A 2014 survey, done eight months after the fire, found that most species of plant were regenerating well, but were vulnerable to further fires or drought. It also found evidence of eight species of terrestrial mammal on Island, six of which had been introduced; only two native species were recorded, and noted as representing only 20 per cent of previously recorded native mammal fauna.

The island contains the only Tasmanian breeding ground of the Australian pelican, and islets around Seal Point provide important habitat for the threatened white-fronted tern.

===Threats===
Introduced animals still inhabiting the island include rabbits, cats and rats. The cats were probably responsible for rendering the remaining small native mammals locally extinct.

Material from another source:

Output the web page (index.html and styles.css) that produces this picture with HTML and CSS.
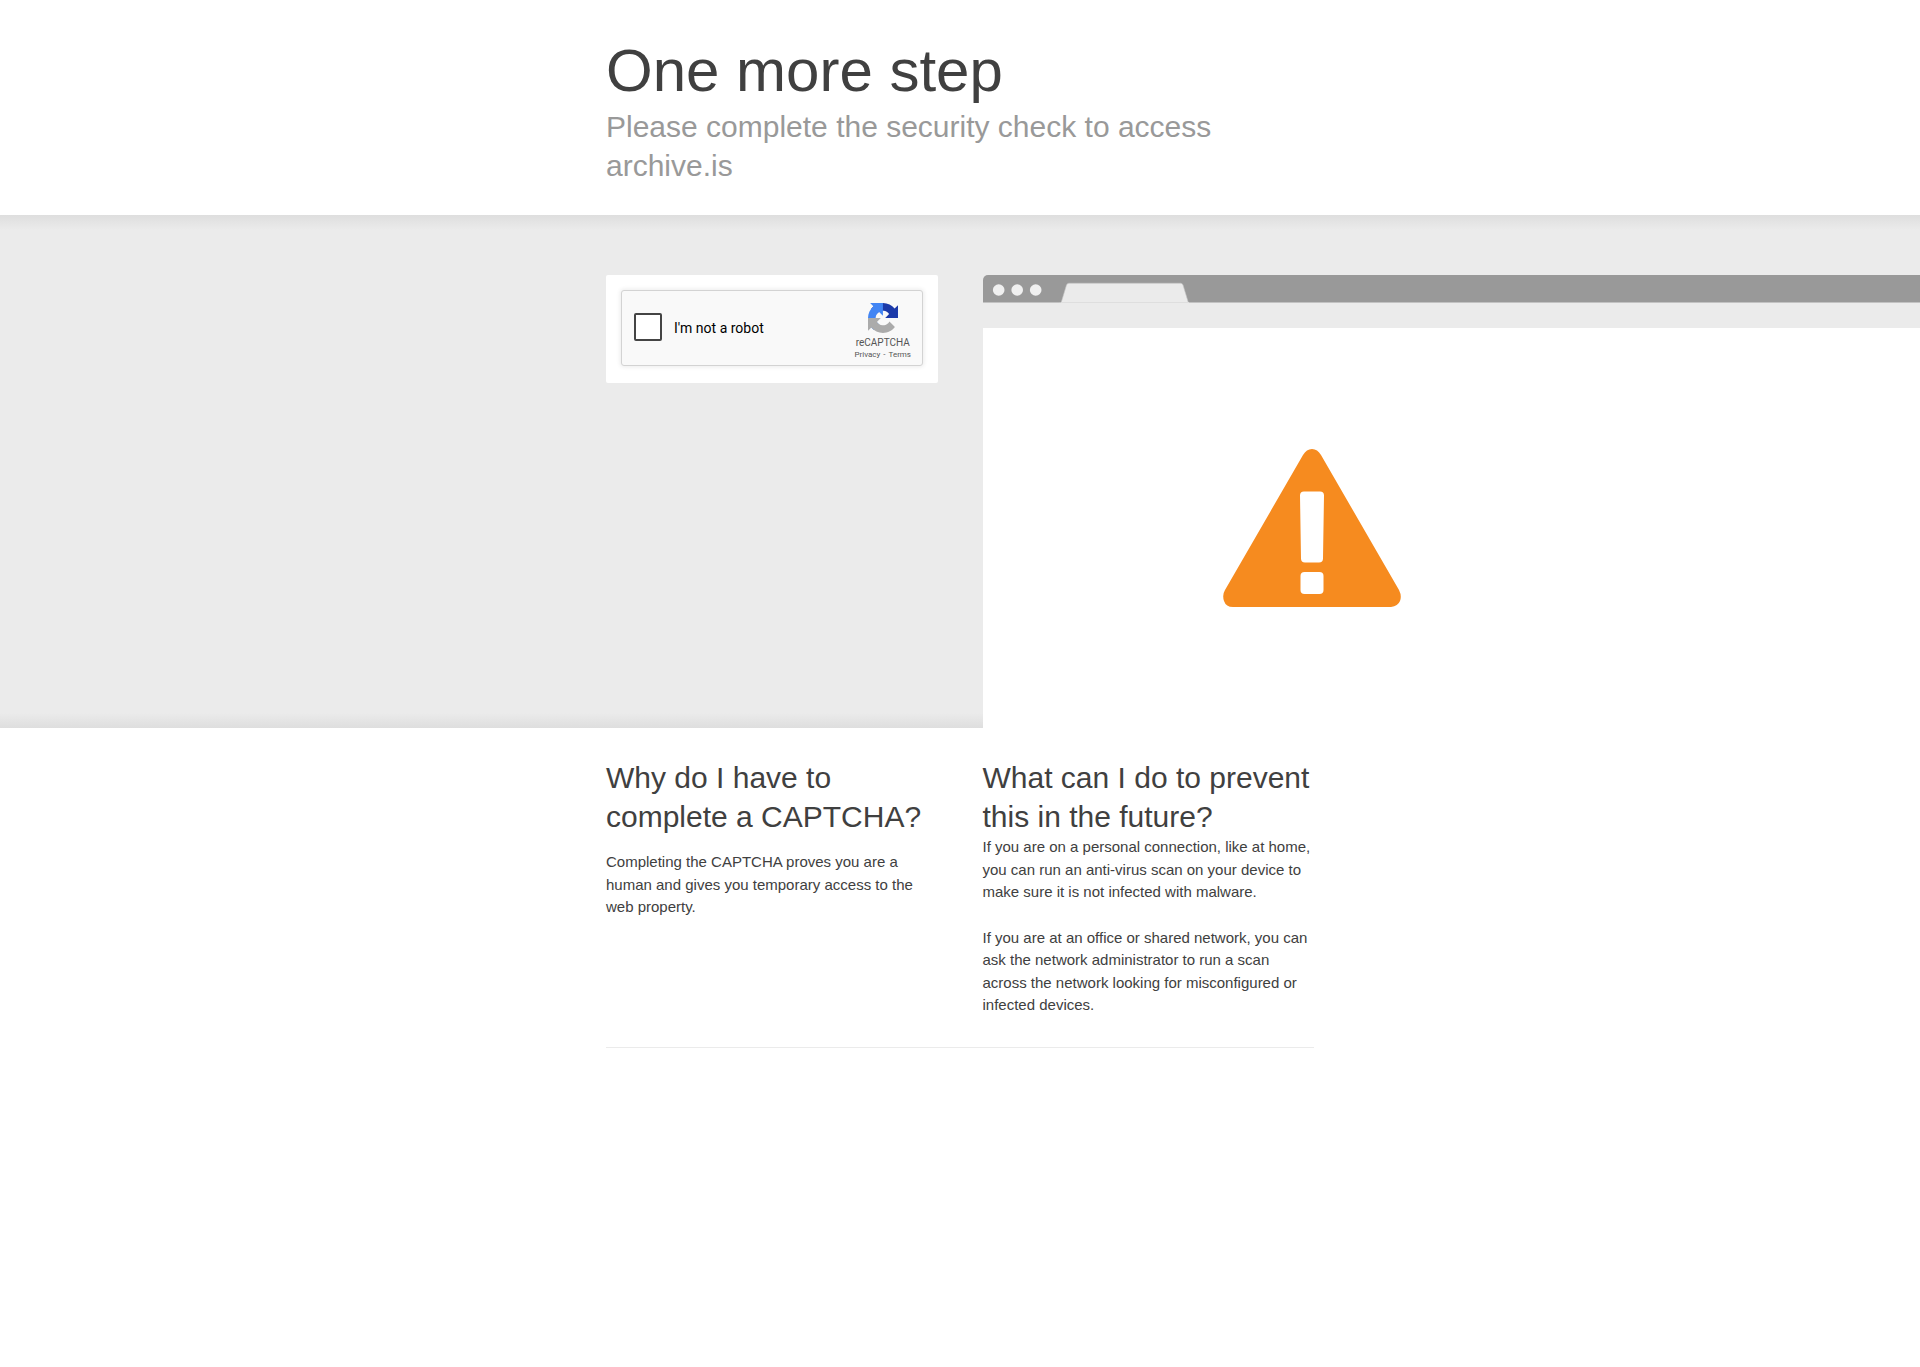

The root fungus pathogen, Phytophthora cinnamomi, known to be able to kill Australian native plants, was found in the island in an isolated case, in 2002. This disease, which rots the roots of plants, has since spread, and by 2015 was of some concern, especially the threat to the yamina forest, although it had not spread to the nearby islands. It can be carried by contaminated dirt on machinery or clothing.

===Conservation measures===
Reports are regularly published, and plans are in place to keep the ecosystems healthy. The Aboriginal Land Council of Tasmania provides advice for ongoing management strategies to control noxious weeds and diseases, as well as the preservation of threatened plant species.

In January 2023, a project to remove the feral cats to protect a colony of vulnerable white-fronted terns (Sterna striata) nesting on the island began. Its status as an IPA qualifies the area for some funding from DCCEEW and from the National Indigenous Australians Agency. However, this is not enough to cover elimination of the feral cats; it is mostly earmarked for employment and training of Indigenous rangers to manage Country. has been committed to the island by WWF-Australia, but this is for rewilding rather than cat eradication.

A project involving the translocation of several species, starting with Bass Strait wombats from Flinders Island, and Maria Island, is planned to begin in mid-2025. It is hoped that Bennetts wallabies and long-nosed potoroos will be next, once the cat population has been brought under control and the wombats have created burrows, which serve to cool the earth and provide shelter for smaller species.